In honour of the brave suffragettes who achieved emancipation for women, I’ve cast my vote in every general and local election since I was 21. This time I was so fed up with the major parties sniping at each other I was seriously considering giving it a miss.

I’ve had loads of bumf from the various party central offices but until yesterday I didn’t know who the local candidates were. I’d read that John Prescott’s son had stood as a prospective candidate but then heard he hadn’t won so I was pleased, yesterday, to get a leaflet from the winner, John Stockton, Labour candidate for Weaver Vale.

He listed a telephone number, a web site, e-mail address and amazingly he was on Twitter.

Great, I thought, someone who’s up with technology, I’ll be able to find out who he is and his ideas and plans for the local area. First I tried the website but Google couldn’t find it, then I put him on my Twitter list and sent him a message to this effect.
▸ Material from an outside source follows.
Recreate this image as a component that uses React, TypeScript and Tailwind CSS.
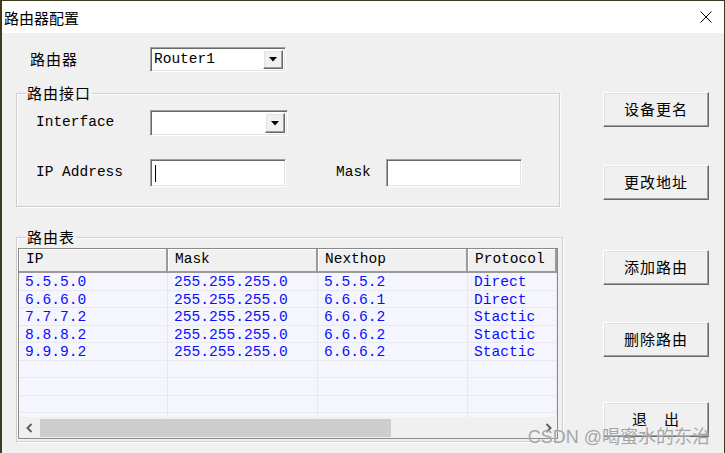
import React from 'react';

const cjk = "font-['Noto_Sans_CJK_SC',sans-serif]";
const mono = "font-['Liberation_Mono','Noto_Sans_CJK_SC',monospace]";

/* ─── Win classic bevels ─── */
const sunken =
  'border border-t-[#a0a0a0] border-l-[#a0a0a0] border-r-white border-b-white shadow-[inset_1px_1px_0_#696969,inset_-1px_-1px_0_#e3e3e3] bg-white';
const raised =
  'border border-t-white border-l-white border-r-[#696969] border-b-[#696969] shadow-[inset_-1px_-1px_0_#a0a0a0,inset_1px_1px_0_#e3e3e3] bg-[#f0f0f0]';

const ComboBox = ({ value, width, height }: { value?: string; width: string; height: string }) => (
  <div className={`${sunken} ${width} ${height} flex items-center p-[2px]`}>
    <span className={`${mono} flex-1 pl-[1px] text-[14.5px] leading-none text-black`}>{value}</span>
    <div className={`${raised} w-[20px] h-full flex items-center justify-center`}>
      <svg width="8" height="5" viewBox="0 0 8 5">
        <path d="M0 0 H8 L4 4.5 Z" fill="#000" />
      </svg>
    </div>
  </div>
);

const PushButton = ({ label }: { label: string }) => (
  <button
    className={`${raised} ${cjk} w-[106px] h-[35px] flex items-center justify-center text-[15px] tracking-[1px] text-black`}
  >
    {label}
  </button>
);

const GroupBox = ({ title, className, children }: { title: string; className: string; children: React.ReactNode }) => (
  <fieldset
    className={`border border-[#cdcdcd] shadow-[inset_1px_1px_0_#fff,1px_1px_0_#fff] p-0 m-0 ${className}`}
  >
    <legend className={`${cjk} ml-[9px] px-[1px] text-[15px] leading-[18px] tracking-[1px] text-black`}>
      {title}
    </legend>
    {children}
  </fieldset>
);

const routes = [
  { ip: '5.5.5.0', mask: '255.255.255.0', next: '5.5.5.2', proto: 'Direct' },
  { ip: '6.6.6.0', mask: '255.255.255.0', next: '6.6.6.1', proto: 'Direct' },
  { ip: '7.7.7.2', mask: '255.255.255.0', next: '6.6.6.2', proto: 'Stactic' },
  { ip: '8.8.8.2', mask: '255.255.255.0', next: '6.6.6.2', proto: 'Stactic' },
  { ip: '9.9.9.2', mask: '255.255.255.0', next: '6.6.6.2', proto: 'Stactic' },
  { ip: '', mask: '', next: '', proto: '' },
  { ip: '', mask: '', next: '', proto: '' },
  { ip: '', mask: '', next: '', proto: '' },
  { ip: '', mask: '', next: '', proto: '' },
];

const headers = ['IP', 'Mask', 'Nexthop', 'Protocol'];

export default function App() {
  return (
    <div className="relative w-[725px] h-[453px] overflow-hidden bg-[#f0f0f0] border-l-2 border-t border-r border-[#3e3b1c]">
      {/* Title bar */}
      <div className="h-[32px] bg-white flex items-center justify-between pl-[2px] pr-[12px]">
        <span className={`${cjk} text-[15px] text-black leading-none`}>路由器配置</span>
        <svg width="12" height="12" viewBox="0 0 12 12">
          <path d="M0.5 0.5 L11.5 11.5 M11.5 0.5 L0.5 11.5" stroke="#000" strokeWidth="1" />
        </svg>
      </div>

      <div className="flex">
        {/* Left column */}
        <div className="pl-[14px] w-[561px] flex flex-col">
          {/* Router row */}
          <div className="mt-[14px] flex items-center h-[25px]">
            <span className={`${cjk} w-[134px] pl-[14px] text-[15px] tracking-[1px] text-black`}>路由器</span>
            <ComboBox value="Router1" width="w-[136px]" height="h-[25px]" />
          </div>

          {/* Interface group */}
          <GroupBox title="路由接口" className="mt-[12px] w-[544px]">
            <div className="pl-[19px] pt-[8px] pb-[19px] flex flex-col">
              <div className="flex items-center h-[26px]">
                <span className={`${mono} w-[114px] text-[14.5px] text-black`}>Interface</span>
                <ComboBox width="w-[138px]" height="h-[26px]" />
              </div>
              <div className="mt-[23px] flex items-center h-[28px]">
                <span className={`${mono} w-[114px] text-[14.5px] text-black`}>IP Address</span>
                <div className={`${sunken} w-[136px] h-[28px] flex items-center pl-[4px]`}>
                  <span className="w-px h-[17px] bg-black" />
                </div>
                <span className={`${mono} ml-[50px] w-[50px] text-[14.5px] text-black`}>Mask</span>
                <div className={`${sunken} w-[136px] h-[28px]`} />
              </div>
            </div>
          </GroupBox>

          {/* Route table group */}
          <GroupBox title="路由表" className="mt-[21px] w-[547px]">
            <div className="pl-[1px] pr-[4px] pt-[2px] pb-[2px]">
              <div className="w-[540px] h-[191px] border border-[#8a8a8a] bg-[#f5f6fd] flex flex-col overflow-hidden">
                {/* Header */}
                <div className="grid grid-cols-[149px_150px_150px_1fr] h-[22px] shrink-0">
                  {headers.map((h) => (
                    <div
                      key={h}
                      className={`${mono} bg-[#f0f0f0] border-r-2 border-b-2 border-r-[#9a9a9a] border-b-[#9a9a9a] shadow-[inset_1px_1px_0_#fff] pl-[7px] flex items-center text-[14.5px] text-black`}
                    >
                      {h}
                    </div>
                  ))}
                </div>

                {/* Rows */}
                <div className="flex-1 overflow-hidden pt-[2px]">
                  {routes.map((r, i) => (
                    <div
                      key={i}
                      className="grid grid-cols-[149px_150px_150px_1fr] h-[17.5px] border-b border-[#e8e8ef]"
                    >
                      {[r.ip, r.mask, r.next, r.proto].map((v, j) => (
                        <div
                          key={j}
                          className={`${mono} border-r border-[#e6e6ec] pl-[6px] text-[14.6px] leading-[18px] text-[#0c0cff]`}
                        >
                          {v}
                        </div>
                      ))}
                    </div>
                  ))}
                </div>

                {/* Horizontal scrollbar */}
                <div className="h-[21px] shrink-0 bg-[#f0f0f0] flex items-center">
                  <div className="w-[21px] h-full flex items-center justify-center">
                    <svg width="7" height="10" viewBox="0 0 7 10">
                      <path d="M5.5 1 L1.5 5 L5.5 9" fill="none" stroke="#606060" strokeWidth="2" />
                    </svg>
                  </div>
                  <div className="w-[351px] h-[18px] bg-[#cdcdcd]" />
                  <div className="flex-1" />
                  <div className="w-[17px] h-full flex items-center justify-center">
                    <svg width="7" height="10" viewBox="0 0 7 10">
                      <path d="M1.5 1 L5.5 5 L1.5 9" fill="none" stroke="#606060" strokeWidth="2" />
                    </svg>
                  </div>
                </div>
              </div>
            </div>
          </GroupBox>
        </div>

        {/* Right button column */}
        <div className="ml-[40px] pt-[59px] flex flex-col">
          <PushButton label="设备更名" />
          <div className="mt-[38px]">
            <PushButton label="更改地址" />
          </div>
          <div className="mt-[50px]">
            <PushButton label="添加路由" />
          </div>
          <div className="mt-[37px]">
            <PushButton label="删除路由" />
          </div>
          <div className="mt-[45px]">
            <PushButton label="退　出" />
          </div>
        </div>
      </div>

      {/* Watermark */}
      <span
        className={`absolute right-[14px] top-[427px] text-[18px] leading-none text-[#9c9c9c] opacity-90 font-['Liberation_Sans','Noto_Sans_CJK_SC',sans-serif] [text-shadow:0_0_1px_#fff]`}
      >
        CSDN @喝蜜水的东治
      </span>
    </div>
  );
}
I received no response to my message so later in the day I went back and did another search on Google with the same result so I typed in the url and this time it worked, (btw Google still didn’t list his website this morning)

On a personal level, I found out he has been a local councillor, runs for charity and that’s about it! The rest of the information on the site was rehashed Labour policies and soundbites; nothing about who he really is what he wants to do locally for the constituency.

This morning I checked his Twitter feed and found he has tweeted three times (the first was March 28th) on the lines of ‘amazingly busy/long hard day visited etc etc  met lots of nice people etc etc’ What does this tell me about what he really thinks? Can I trust him to be honest and principled? Or, as it seems to me, he’ll be toeing the party line.

Candidates have access to the internet and social networking sites which gives them the opportunity to reach people on a personal level and put over their thoughts and ideas. Writing a bland website, (or rather having one written) and signing up to Twitter without any idea of how it should be used is just paying lip service to technology and personally doesn’t encourage me to vote for them.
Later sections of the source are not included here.